The helicopter, believed to be an AH-64E Apache Guardian variant belonging to the U.S. Army, was on patrol above the strait’s waters at the time of the incident. The mission may have been linked to counter-drone operations, as Tehran was assessed to be capable of deploying UAVs to strike American military bases in the Persian Gulf region in retaliation for U.S. airstrikes on Iranian military facilities.
Western analysts suggest the drone responsible was likely a long-range strike UAV of the type most commonly used by Iran, such as the Shahed-136. However, experts note that such drones are not equipped with guidance systems capable of tracking and engaging a moving aerial target, nor can they maneuver sharply enough to do so even under remote control — pointing to the possibility that the shootdown was accidental rather than deliberate.

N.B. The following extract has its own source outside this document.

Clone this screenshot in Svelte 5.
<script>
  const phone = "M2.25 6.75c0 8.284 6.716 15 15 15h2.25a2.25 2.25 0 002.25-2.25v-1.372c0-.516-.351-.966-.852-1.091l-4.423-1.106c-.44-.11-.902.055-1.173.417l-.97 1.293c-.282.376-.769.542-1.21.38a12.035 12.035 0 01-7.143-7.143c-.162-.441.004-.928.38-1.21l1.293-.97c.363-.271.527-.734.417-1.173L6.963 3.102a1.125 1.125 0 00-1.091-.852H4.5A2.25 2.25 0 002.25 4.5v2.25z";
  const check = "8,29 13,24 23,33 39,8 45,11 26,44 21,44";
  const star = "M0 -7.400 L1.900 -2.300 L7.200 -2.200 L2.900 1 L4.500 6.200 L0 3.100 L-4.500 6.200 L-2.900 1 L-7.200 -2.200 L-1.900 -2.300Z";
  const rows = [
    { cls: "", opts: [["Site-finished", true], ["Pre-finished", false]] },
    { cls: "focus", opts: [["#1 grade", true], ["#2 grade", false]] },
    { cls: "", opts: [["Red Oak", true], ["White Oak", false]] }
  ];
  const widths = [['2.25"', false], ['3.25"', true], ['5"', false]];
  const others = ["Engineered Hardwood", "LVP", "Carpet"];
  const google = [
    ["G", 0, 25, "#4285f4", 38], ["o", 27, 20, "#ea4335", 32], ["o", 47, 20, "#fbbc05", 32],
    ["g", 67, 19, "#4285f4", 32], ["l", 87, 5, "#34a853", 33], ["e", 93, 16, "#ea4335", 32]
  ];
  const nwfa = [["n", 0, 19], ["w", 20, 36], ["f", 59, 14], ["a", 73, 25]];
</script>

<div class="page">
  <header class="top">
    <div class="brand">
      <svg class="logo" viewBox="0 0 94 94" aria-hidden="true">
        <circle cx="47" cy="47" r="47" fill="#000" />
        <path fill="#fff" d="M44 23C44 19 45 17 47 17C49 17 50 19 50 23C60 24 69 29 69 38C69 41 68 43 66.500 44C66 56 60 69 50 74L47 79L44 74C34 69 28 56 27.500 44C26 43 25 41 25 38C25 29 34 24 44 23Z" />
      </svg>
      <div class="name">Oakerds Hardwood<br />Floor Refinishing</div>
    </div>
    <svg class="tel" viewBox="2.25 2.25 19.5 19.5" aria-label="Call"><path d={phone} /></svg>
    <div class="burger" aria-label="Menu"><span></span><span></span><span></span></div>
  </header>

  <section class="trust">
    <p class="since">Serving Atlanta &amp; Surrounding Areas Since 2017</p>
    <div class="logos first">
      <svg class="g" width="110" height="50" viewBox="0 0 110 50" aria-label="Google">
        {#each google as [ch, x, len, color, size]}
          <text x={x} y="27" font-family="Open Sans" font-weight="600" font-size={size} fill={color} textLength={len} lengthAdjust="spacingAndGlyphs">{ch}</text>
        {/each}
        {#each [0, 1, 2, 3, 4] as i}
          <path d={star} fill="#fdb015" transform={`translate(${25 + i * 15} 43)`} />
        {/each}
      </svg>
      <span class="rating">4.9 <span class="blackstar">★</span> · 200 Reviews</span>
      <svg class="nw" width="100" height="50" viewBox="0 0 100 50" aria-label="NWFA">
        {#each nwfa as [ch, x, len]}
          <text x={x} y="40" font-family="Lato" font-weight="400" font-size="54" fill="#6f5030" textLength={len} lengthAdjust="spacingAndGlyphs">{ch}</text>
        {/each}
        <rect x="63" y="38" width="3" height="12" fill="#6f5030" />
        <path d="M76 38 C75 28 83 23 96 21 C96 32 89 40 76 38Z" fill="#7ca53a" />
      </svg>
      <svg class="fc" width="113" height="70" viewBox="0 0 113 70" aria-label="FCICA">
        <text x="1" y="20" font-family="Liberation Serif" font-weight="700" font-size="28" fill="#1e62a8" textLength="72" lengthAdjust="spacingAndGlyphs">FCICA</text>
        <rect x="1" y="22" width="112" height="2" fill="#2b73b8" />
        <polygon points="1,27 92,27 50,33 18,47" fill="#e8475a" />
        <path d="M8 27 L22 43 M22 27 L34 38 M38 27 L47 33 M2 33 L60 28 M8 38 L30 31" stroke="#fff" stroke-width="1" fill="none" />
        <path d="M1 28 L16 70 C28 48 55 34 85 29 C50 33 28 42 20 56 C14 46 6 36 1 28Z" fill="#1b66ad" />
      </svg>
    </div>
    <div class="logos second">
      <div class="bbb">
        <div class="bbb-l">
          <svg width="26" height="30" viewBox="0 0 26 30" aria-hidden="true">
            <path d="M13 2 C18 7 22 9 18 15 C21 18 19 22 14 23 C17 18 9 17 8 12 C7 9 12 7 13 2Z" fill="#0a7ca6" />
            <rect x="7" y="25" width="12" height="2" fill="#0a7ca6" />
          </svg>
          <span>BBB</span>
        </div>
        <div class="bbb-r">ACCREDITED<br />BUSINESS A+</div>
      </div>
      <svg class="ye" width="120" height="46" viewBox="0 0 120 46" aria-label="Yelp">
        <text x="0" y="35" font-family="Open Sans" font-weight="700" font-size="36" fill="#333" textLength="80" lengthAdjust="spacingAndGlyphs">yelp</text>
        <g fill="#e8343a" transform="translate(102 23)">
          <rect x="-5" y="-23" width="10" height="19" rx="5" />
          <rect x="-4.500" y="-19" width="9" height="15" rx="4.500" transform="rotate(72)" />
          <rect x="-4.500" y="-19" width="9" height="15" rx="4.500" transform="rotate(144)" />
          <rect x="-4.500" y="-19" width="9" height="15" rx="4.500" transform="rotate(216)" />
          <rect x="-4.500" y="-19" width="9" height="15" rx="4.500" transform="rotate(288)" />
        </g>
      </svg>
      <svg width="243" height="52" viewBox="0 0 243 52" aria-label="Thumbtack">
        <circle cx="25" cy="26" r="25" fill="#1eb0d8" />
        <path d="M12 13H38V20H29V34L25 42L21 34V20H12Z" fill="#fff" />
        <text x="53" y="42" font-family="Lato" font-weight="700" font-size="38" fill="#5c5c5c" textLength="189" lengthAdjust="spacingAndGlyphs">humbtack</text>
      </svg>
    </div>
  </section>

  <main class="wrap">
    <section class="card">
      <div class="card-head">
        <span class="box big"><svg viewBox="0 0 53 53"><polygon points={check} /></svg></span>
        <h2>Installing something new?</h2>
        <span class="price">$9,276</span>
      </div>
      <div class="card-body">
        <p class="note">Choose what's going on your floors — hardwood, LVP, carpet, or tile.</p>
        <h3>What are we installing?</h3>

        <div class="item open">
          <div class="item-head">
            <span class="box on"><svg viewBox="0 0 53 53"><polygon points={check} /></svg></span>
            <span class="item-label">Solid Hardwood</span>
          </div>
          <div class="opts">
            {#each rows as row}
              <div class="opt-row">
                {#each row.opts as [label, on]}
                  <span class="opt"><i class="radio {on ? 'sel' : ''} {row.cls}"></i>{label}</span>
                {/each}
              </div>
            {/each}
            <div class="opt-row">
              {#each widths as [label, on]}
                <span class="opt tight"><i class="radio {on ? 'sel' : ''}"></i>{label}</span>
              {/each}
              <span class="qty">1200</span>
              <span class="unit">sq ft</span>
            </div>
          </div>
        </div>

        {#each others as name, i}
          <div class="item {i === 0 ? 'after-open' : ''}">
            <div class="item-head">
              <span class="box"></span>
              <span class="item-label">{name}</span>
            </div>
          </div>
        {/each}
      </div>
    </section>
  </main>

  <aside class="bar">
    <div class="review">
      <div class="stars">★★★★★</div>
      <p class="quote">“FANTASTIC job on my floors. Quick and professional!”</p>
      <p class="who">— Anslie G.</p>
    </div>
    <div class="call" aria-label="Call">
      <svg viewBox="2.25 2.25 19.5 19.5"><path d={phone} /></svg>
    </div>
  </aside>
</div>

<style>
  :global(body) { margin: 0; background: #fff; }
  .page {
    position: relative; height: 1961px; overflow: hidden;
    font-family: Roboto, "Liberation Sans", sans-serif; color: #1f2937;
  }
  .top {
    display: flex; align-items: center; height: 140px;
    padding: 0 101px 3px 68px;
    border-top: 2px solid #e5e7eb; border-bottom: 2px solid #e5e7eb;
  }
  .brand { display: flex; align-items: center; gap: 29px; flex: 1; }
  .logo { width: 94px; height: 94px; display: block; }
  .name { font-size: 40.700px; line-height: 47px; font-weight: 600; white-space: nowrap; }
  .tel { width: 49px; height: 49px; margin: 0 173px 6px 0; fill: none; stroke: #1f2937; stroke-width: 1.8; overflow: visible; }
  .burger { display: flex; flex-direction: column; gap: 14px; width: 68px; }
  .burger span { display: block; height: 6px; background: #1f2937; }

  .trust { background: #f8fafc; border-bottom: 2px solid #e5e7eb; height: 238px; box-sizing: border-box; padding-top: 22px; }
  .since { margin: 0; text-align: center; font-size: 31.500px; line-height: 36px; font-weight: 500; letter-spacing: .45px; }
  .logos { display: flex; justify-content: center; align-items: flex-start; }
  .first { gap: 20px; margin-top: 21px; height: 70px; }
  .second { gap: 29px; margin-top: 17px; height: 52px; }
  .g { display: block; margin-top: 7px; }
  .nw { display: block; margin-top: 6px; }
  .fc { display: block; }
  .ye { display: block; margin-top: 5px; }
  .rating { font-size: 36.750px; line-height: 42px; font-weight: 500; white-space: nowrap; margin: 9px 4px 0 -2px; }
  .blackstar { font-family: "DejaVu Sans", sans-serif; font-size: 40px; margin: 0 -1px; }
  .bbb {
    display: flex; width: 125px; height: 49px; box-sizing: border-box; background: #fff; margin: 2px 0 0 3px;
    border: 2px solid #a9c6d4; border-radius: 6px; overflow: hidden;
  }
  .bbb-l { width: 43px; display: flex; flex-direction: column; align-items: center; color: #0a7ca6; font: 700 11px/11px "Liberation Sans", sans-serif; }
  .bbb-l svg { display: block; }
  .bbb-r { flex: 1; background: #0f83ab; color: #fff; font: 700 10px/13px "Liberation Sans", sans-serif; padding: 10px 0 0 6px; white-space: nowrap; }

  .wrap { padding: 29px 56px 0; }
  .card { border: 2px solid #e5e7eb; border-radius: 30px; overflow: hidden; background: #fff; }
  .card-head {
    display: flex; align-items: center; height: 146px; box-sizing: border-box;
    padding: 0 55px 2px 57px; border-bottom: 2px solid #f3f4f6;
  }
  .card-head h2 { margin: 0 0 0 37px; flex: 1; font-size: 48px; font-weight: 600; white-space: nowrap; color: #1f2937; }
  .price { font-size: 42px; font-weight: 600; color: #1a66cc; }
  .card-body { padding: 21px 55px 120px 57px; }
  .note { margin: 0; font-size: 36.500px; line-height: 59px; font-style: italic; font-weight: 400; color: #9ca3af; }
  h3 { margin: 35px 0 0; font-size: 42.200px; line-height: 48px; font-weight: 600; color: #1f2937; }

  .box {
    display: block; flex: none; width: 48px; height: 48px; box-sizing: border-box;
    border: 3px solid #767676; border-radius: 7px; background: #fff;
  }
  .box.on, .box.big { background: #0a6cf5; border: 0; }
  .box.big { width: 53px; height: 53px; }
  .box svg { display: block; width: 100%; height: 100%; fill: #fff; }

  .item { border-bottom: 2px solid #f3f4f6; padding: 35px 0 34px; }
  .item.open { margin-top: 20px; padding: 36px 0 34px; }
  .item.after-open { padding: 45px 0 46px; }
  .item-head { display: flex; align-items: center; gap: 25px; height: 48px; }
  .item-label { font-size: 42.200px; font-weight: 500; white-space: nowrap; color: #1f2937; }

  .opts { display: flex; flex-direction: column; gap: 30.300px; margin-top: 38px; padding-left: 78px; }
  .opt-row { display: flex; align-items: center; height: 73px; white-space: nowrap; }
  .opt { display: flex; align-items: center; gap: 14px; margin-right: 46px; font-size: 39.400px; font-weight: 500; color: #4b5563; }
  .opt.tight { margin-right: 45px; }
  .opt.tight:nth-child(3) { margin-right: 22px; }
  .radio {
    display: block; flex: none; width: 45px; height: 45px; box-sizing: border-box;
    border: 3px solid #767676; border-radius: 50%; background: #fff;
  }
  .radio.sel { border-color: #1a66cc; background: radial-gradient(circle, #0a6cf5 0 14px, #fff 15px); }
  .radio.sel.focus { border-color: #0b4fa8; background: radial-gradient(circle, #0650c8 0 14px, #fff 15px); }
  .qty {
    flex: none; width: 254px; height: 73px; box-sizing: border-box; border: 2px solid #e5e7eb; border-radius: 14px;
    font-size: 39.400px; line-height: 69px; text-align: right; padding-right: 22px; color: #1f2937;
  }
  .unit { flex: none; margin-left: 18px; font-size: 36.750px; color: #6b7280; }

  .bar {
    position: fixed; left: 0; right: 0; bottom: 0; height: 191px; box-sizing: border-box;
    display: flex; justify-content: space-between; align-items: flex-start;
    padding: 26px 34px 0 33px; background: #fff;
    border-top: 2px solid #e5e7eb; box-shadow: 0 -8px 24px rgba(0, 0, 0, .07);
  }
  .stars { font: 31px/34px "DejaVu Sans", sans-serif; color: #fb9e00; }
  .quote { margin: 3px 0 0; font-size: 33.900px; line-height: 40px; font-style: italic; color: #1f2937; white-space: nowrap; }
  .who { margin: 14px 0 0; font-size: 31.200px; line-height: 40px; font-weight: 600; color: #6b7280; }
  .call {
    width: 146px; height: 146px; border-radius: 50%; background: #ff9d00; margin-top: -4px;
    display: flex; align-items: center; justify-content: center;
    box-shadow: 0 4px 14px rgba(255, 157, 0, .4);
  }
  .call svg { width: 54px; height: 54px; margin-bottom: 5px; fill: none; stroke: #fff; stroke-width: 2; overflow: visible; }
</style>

One plausible scenario is that the drone struck the Apache by chance, or that a crew error was involved — specifically, that the helicopter’s own 30mm cannon engaged a UAV flying close enough that fragments from the detonating warhead caused fatal damage to the Apache itself. Analysts also note it cannot be ruled out that a different, more capable type of Iranian drone was involved, as Tehran is known to field Shahed-family aircraft armed with man-portable air defense missile systems.
The Iranian side has put forward an alternative and, according to analysts, potentially more credible explanation for the incident. Tehran claims the helicopter was downed by a floating anti-aircraft trap — an unmanned surface vessel similar to those employed by Ukraine in the Black Sea for several years — which detected the Apache and engaged it with a Kowsar-222 anti-aircraft missile carrying a range of up to 20 kilometers.
This Iranian account does not exclude the involvement of an airborne drone, as the Apache may have been hunting a Shahed UAV at the very moment it was struck by the unmanned boat. The two scenarios — a drone hit and a missile from an unmanned vessel — are not mutually exclusive, and the precise sequence of events has not been independently confirmed.
Both members of the Apache’s crew survived after the aircraft went down into the water and were subsequently recovered by a U.S. Navy unmanned surface vessel. It remains unclear why the advanced onboard self-defense systems with which the AH-64E is equipped — assuming that was the variant involved — failed to protect the aircraft from the threat.
President Trump, responding to the downing of the helicopter, vowed to retaliate “with full force.” The incident occurred against the backdrop of broader military exchanges, during which the U.S. lost two MQ-9 Reaper drones across three waves of airstrikes, while Iran launched at least five ballistic missiles at American bases in Jordan and two more targeting the U.S. Fifth Fleet base in Bahrain.